- THE TASK
Find each line with the string "React" and report it.

- SOURCE MATERIAL
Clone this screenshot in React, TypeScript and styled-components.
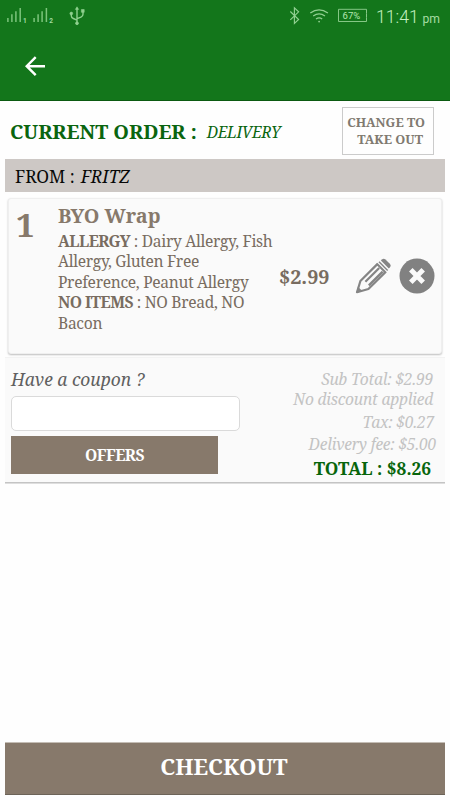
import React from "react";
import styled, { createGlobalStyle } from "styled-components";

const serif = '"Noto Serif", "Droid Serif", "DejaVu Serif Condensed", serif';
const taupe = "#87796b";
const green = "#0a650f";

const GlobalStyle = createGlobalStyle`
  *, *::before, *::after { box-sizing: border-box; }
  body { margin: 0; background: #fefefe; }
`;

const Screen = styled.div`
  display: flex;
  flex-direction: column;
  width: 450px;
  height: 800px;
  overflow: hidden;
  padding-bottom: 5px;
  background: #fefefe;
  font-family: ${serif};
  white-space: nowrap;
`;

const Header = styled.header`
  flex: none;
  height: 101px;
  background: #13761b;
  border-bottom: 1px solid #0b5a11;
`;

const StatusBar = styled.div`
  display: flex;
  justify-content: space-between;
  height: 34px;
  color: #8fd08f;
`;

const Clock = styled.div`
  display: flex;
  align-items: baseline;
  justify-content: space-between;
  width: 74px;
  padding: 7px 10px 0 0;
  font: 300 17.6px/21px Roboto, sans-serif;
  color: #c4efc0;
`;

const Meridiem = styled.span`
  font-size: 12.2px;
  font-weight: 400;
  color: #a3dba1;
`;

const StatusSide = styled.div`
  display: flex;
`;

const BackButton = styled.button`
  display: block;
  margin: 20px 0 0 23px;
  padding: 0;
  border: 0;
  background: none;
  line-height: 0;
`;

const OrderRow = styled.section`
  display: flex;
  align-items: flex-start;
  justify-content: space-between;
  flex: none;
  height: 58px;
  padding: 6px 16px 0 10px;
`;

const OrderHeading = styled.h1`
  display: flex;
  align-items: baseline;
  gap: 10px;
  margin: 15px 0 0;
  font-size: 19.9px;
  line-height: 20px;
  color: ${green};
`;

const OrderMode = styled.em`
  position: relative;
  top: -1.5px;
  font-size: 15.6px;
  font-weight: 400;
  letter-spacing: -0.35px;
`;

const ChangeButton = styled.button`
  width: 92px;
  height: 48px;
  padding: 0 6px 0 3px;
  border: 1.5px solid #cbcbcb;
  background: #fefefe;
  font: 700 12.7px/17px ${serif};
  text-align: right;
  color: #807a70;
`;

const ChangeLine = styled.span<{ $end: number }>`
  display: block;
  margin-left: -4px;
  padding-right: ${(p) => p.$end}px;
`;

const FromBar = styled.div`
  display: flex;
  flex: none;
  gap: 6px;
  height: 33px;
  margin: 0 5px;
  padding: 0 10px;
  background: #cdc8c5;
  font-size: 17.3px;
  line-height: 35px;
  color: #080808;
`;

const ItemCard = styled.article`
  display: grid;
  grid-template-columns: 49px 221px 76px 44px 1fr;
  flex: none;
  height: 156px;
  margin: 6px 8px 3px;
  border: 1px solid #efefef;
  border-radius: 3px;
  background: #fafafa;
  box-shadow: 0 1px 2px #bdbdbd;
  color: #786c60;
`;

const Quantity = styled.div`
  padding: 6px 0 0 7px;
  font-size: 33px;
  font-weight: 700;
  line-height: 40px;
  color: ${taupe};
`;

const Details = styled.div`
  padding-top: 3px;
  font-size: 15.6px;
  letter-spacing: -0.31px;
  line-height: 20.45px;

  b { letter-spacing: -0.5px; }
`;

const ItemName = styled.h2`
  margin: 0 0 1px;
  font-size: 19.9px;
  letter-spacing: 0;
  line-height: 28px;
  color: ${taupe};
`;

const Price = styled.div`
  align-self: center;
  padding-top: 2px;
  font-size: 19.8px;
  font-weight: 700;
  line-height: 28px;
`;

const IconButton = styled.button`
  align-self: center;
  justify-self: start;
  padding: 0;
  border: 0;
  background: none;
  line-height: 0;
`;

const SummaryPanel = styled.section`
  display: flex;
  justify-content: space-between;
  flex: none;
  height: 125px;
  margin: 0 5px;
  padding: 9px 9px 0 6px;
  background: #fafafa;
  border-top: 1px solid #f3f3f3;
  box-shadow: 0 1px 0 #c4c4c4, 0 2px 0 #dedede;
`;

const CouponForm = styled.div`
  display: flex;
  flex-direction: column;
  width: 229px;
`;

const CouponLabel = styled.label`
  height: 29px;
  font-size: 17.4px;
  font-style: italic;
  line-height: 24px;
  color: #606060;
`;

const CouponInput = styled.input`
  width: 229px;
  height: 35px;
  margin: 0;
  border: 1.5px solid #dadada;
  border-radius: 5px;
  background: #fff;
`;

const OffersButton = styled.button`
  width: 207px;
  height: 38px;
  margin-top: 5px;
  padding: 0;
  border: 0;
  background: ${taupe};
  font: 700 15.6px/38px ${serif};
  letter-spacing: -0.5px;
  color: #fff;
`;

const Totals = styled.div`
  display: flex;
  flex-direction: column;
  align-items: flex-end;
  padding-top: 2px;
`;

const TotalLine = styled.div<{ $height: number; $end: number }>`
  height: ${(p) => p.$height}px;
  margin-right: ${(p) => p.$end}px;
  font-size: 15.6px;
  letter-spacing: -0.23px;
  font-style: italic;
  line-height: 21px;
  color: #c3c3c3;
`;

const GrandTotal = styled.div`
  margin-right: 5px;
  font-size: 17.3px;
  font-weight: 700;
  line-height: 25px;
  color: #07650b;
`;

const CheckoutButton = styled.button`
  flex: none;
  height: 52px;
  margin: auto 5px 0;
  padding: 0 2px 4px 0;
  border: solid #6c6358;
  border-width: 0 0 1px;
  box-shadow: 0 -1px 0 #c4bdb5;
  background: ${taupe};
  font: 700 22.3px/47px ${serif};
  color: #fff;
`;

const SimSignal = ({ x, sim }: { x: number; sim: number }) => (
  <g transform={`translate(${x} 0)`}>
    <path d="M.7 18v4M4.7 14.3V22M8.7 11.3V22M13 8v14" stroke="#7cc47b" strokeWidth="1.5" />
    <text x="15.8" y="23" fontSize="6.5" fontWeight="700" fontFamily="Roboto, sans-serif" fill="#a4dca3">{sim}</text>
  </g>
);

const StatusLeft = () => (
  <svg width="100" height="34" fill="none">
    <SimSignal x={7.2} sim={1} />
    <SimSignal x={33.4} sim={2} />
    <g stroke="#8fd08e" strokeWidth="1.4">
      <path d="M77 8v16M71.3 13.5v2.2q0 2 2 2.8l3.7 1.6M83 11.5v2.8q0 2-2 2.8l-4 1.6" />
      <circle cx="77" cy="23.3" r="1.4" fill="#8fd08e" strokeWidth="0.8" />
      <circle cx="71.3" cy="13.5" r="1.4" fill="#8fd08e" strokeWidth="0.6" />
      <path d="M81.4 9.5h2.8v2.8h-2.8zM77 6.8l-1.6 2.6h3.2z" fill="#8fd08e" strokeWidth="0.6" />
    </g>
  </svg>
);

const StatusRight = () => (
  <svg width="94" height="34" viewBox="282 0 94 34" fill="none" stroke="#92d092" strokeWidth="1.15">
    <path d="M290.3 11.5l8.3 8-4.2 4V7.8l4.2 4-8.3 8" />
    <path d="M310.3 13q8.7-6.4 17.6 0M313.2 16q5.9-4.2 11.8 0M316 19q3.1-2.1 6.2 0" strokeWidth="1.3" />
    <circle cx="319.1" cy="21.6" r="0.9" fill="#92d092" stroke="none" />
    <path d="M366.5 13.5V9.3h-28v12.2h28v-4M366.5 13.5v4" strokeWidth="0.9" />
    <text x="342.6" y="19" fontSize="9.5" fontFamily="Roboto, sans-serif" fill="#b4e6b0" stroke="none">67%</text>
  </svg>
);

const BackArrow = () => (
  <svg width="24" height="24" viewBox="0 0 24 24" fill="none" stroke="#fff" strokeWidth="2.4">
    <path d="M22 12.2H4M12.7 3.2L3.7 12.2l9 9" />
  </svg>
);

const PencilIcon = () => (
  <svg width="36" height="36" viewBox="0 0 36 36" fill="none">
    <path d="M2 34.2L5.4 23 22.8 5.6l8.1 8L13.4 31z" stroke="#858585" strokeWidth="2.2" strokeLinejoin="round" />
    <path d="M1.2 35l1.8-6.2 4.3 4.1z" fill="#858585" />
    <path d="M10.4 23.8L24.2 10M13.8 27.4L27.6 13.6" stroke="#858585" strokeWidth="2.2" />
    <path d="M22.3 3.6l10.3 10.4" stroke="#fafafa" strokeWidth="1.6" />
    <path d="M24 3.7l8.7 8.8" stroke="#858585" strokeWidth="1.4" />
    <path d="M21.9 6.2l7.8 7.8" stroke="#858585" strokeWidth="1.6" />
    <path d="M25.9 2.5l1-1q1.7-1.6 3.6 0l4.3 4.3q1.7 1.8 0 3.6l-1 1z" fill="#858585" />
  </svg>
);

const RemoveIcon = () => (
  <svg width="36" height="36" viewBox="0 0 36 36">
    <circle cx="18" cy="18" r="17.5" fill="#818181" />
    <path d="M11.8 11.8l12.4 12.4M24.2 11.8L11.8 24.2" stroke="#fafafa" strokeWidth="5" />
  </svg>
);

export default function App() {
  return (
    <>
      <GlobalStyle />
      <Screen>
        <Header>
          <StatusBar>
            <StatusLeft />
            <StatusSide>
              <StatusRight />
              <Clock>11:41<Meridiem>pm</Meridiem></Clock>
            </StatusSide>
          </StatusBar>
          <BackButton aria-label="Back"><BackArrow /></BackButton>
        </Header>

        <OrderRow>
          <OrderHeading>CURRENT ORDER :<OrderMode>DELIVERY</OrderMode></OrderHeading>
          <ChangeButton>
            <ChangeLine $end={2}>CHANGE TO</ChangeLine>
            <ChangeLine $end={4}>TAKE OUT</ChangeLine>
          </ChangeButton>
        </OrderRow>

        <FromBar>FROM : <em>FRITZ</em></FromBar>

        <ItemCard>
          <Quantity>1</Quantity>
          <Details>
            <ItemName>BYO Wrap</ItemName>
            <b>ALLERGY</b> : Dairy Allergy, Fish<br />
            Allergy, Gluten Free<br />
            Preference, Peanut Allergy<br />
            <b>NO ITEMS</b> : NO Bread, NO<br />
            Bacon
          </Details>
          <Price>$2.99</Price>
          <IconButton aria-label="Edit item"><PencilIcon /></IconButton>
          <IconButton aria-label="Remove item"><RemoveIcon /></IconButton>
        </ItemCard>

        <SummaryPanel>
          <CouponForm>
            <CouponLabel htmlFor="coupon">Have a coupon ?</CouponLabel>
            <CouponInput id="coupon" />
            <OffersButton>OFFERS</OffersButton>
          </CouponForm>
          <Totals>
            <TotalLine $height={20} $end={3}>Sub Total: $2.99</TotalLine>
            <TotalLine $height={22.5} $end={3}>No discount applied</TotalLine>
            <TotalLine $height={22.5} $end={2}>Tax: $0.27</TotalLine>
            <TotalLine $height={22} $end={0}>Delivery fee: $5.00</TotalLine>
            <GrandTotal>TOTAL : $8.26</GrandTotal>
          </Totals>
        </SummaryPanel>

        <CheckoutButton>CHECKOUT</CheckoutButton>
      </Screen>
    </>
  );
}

- COMPLETE RESPONSE
Clone this screenshot in React, TypeScript and styled-components.
import React from "react";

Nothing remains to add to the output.